The word had negative connotations among most educated people until America was made a democracy by the slave-owner, war criminal and populist Andrew Jackson, who has often been compared to Donald Trump. 

It still had negative connotations in England until 1917 when the Russian Tsar was overthrown and America joined the war. At that point the Allies claimed to be democrats, even though the UK did not have universal manhood franchise till the end of 1918. Germany and Austria did, but not Hungary.

I have read many times that the word racist was coined almost simultaneously in around 1936 by a Russian Communist and German National Socialist. This is not true.

Did Trotsky coin the word racist, as some say? No, but he popularised it.

He used the word (расистов) in Chapter 1 The Peculiarities of Russia's Development of The History of the Russian Revolution (1930).

Slavophilism, the messianism of backwardness, has based its philosophy upon the assumption that the Russian people and their church are democratic through and through, whereas official Russia is a German bureaucracy imposed upon them by Peter the Great. Mark remarked upon this theme: “In the same way the Teutonic jackasses blamed the despotism of Frederick the Second upon the French, as though backward slaves were not always in need of civilised slaves to train them.” This brief comment completely finishes off not only the old philosophy of the Slavophiles, but also the latest revelations of the “Racists.”
I have always liked the Slavophiles very much, by the way. Solzhenitsyn was one.
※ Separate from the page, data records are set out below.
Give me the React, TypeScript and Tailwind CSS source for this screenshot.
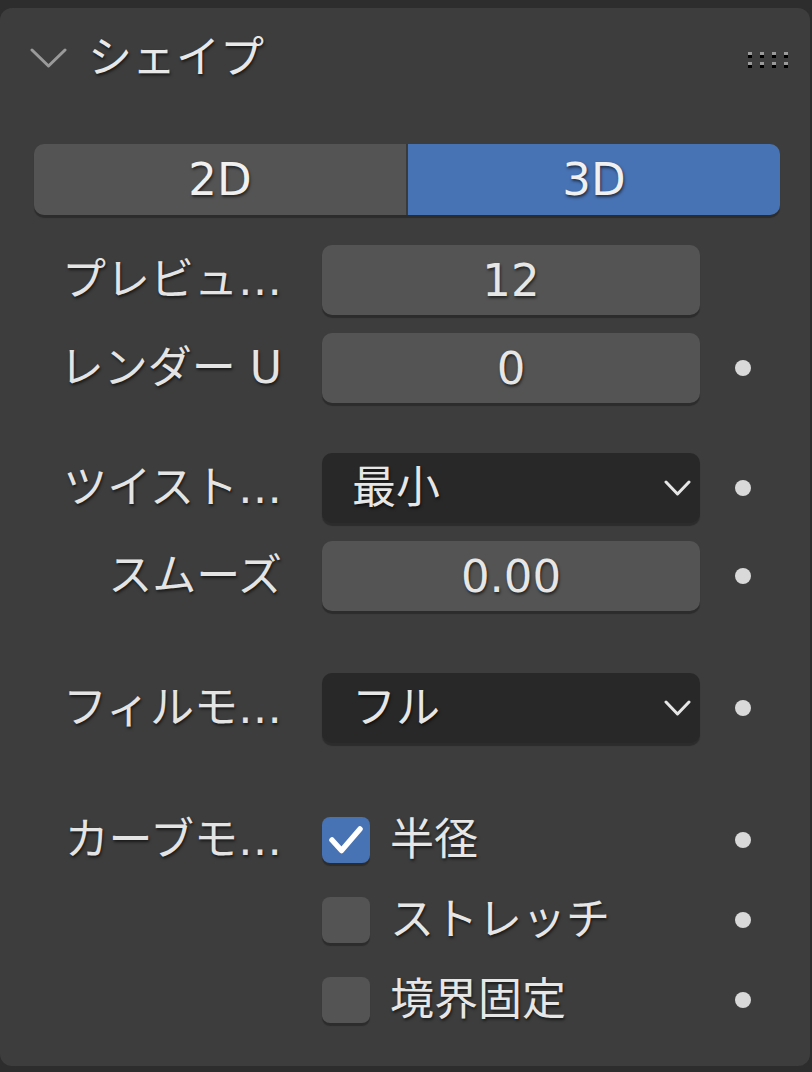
import { useState } from 'react';

const font = { fontFamily: '"DejaVu Sans", "Noto Sans CJK JP", sans-serif' };

function Dot({ show = true }: { show?: boolean }) {
  return (
    <div className="ml-[35px] w-4 h-4 flex items-center justify-center">
      {show && <div className="w-4 h-4 rounded-full bg-[#d9d9d9]" />}
    </div>
  );
}

function Label({ text }: { text: string }) {
  return (
    <div className="w-[248px] text-right text-[44px] leading-none text-[#e4e4e4] [text-shadow:1px_2px_3px_rgba(0,0,0,0.6)] whitespace-nowrap">
      {text}
    </div>
  );
}

function NumberRow({ label, value, dot = true, className = '' }: { label: string; value: string; dot?: boolean; className?: string }) {
  return (
    <div className={`flex items-center ${className}`}>
      <Label text={label} />
      <div className="ml-[40px] w-[378px] h-[70px] rounded-[10px] bg-[#545454] shadow-[0_3px_1px_rgba(0,0,0,0.28)] flex items-center justify-center text-[45px] leading-none text-[#e6e6e6] [text-shadow:1px_2px_3px_rgba(0,0,0,0.6)]">
        {value}
      </div>
      <Dot show={dot} />
    </div>
  );
}

function SelectRow({ label, value, className = '' }: { label: string; value: string; className?: string }) {
  return (
    <div className={`flex items-center ${className}`}>
      <Label text={label} />
      <div className="ml-[40px] w-[378px] h-[70px] rounded-[10px] bg-[#282828] shadow-[0_3px_1px_rgba(0,0,0,0.28)] flex items-center pl-[30px] pr-[9px]">
        <span className="flex-1 text-[44px] leading-none text-[#e6e6e6] [text-shadow:1px_2px_3px_rgba(0,0,0,0.6)]">{value}</span>
        <svg width="27" height="16" viewBox="0 0 27 16" fill="none">
          <polyline points="2,2 13.5,14 25,2" stroke="#e6e6e6" strokeWidth="3" strokeLinecap="round" strokeLinejoin="round" />
        </svg>
      </div>
      <Dot />
    </div>
  );
}

function CheckRow({ label, text, checked, className = '' }: { label: string; text: string; checked: boolean; className?: string }) {
  return (
    <div className={`flex items-center h-[46px] ${className}`}>
      <Label text={label} />
      <div className="ml-[40px] w-[378px] flex items-center">
        <div
          className={`w-[48px] h-[46px] rounded-[8px] shadow-[0_3px_1px_rgba(0,0,0,0.28)] flex items-center justify-center ${
            checked ? 'bg-[#4772b3]' : 'bg-[#545454]'
          }`}
        >
          {checked && (
            <svg width="48" height="46" viewBox="0 0 48 46" fill="none">
              <polyline points="10,23 19.5,33.5 38,12" stroke="#ffffff" strokeWidth="5.5" strokeLinecap="round" strokeLinejoin="round" />
            </svg>
          )}
        </div>
        <span className="ml-[20px] text-[44px] leading-none text-[#e6e6e6] [text-shadow:1px_2px_3px_rgba(0,0,0,0.6)]">{text}</span>
      </div>
      <Dot />
    </div>
  );
}

export default function App() {
  const [mode, setMode] = useState<'2D' | '3D'>('3D');

  return (
    <div className="w-[812px] h-[1072px] bg-[#2d2d2d] pt-[8px] pr-[2px] overflow-hidden" style={font}>
      <div className="h-[1058px] bg-[#3d3d3d] rounded-[12px]">
        {/* Header */}
        <div className="h-[100px] flex items-center pl-[30px] pr-[22px]">
          <svg width="37" height="20" viewBox="0 0 37 20" fill="none">
            <polyline points="2,2 18.5,18 35,2" stroke="#9a9a9a" strokeWidth="3" strokeLinecap="round" strokeLinejoin="round" />
          </svg>
          <span className="ml-[21px] flex-1 text-[44px] leading-none text-[#e8e8e8] [text-shadow:1px_2px_3px_rgba(0,0,0,0.6)]">シェイプ</span>
          <div className="grid grid-cols-4 gap-x-[8px] gap-y-[7px]">
            {Array.from({ length: 8 }).map((_, i) => (
              <div key={i} className="w-[4px] h-[3px] bg-[#9a9a9a] shadow-[0_3px_0_#000]" />
            ))}
          </div>
        </div>

        <div className="pl-[34px]">
          {/* 2D / 3D toggle */}
          <div className="mt-[36px] w-[746px] h-[71px] flex rounded-[10px] shadow-[0_3px_1px_rgba(0,0,0,0.28)] overflow-hidden">
            {(['2D', '3D'] as const).map((m, i) => (
              <button
                key={m}
                onClick={() => setMode(m)}
                className={`flex-1 flex items-center justify-center text-[45px] leading-none text-[#f0f0f0] [text-shadow:1px_2px_3px_rgba(0,0,0,0.6)] ${
                  mode === m ? 'bg-[#4772b3]' : 'bg-[#545454]'
                } ${i === 0 ? 'border-r-2 border-[#3a3a3a]' : ''}`}
              >
                {m}
              </button>
            ))}
          </div>

          <NumberRow className="mt-[30px]" label="プレビュ…" value="12" dot={false} />
          <NumberRow className="mt-[18px]" label="レンダー U" value="0" />

          <SelectRow className="mt-[50px]" label="ツイスト…" value="最小" />
          <NumberRow className="mt-[18px]" label="スムーズ" value="0.00" />

          <SelectRow className="mt-[62px]" label="フィルモ…" value="フル" />

          <CheckRow className="mt-[74px]" label="カーブモ…" text="半径" checked />
          <CheckRow className="mt-[34px]" label="" text="ストレッチ" checked={false} />
          <CheckRow className="mt-[34px]" label="" text="境界固定" checked={false} />
        </div>
      </div>
    </div>
  );
}
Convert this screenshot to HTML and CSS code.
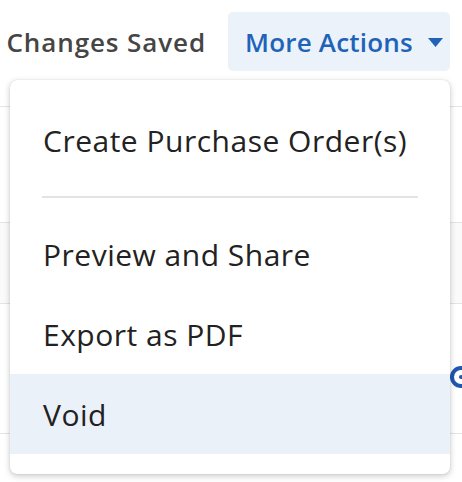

The English word racist seems to have first been used by an American called Pratt in 1902

'Raciste' was used in France long before, with a positive connotation. Charles Maurras wrote on 25 March 1895:
I am myself a 'racist'! Elsewhere I had occasion to say to my distinguished colleague M. Gaston Mery, who at a point became the Knight of the Race and coined the epithet 'racist'. Like him I believe that there is a French race.
Racialist and racialism were words in English from the 1880s and were still current in the 1970s. After that racism took over.

An English politician Enoch Powell, often accused of racism, said in a well known remark,
It depends on how you define the word "racialist." If you mean being conscious of the differences between men and nations, and from that, races, then we are all racialists. However, if you mean a man who despises a human being because he belongs to another race, or a man who believes that one race is inherently superior to another, then the answer is emphatically "No."


1 comment:

  1. Good piece.

    I rather like Rincewind (from the Discworld series) having been happy to describe himself as a racist. He's run them all. The 100 yard dash through to the marathon, usually with guards behind shouting "Stop him!"
    When he found out what the word meant, he decided he definitely wss not.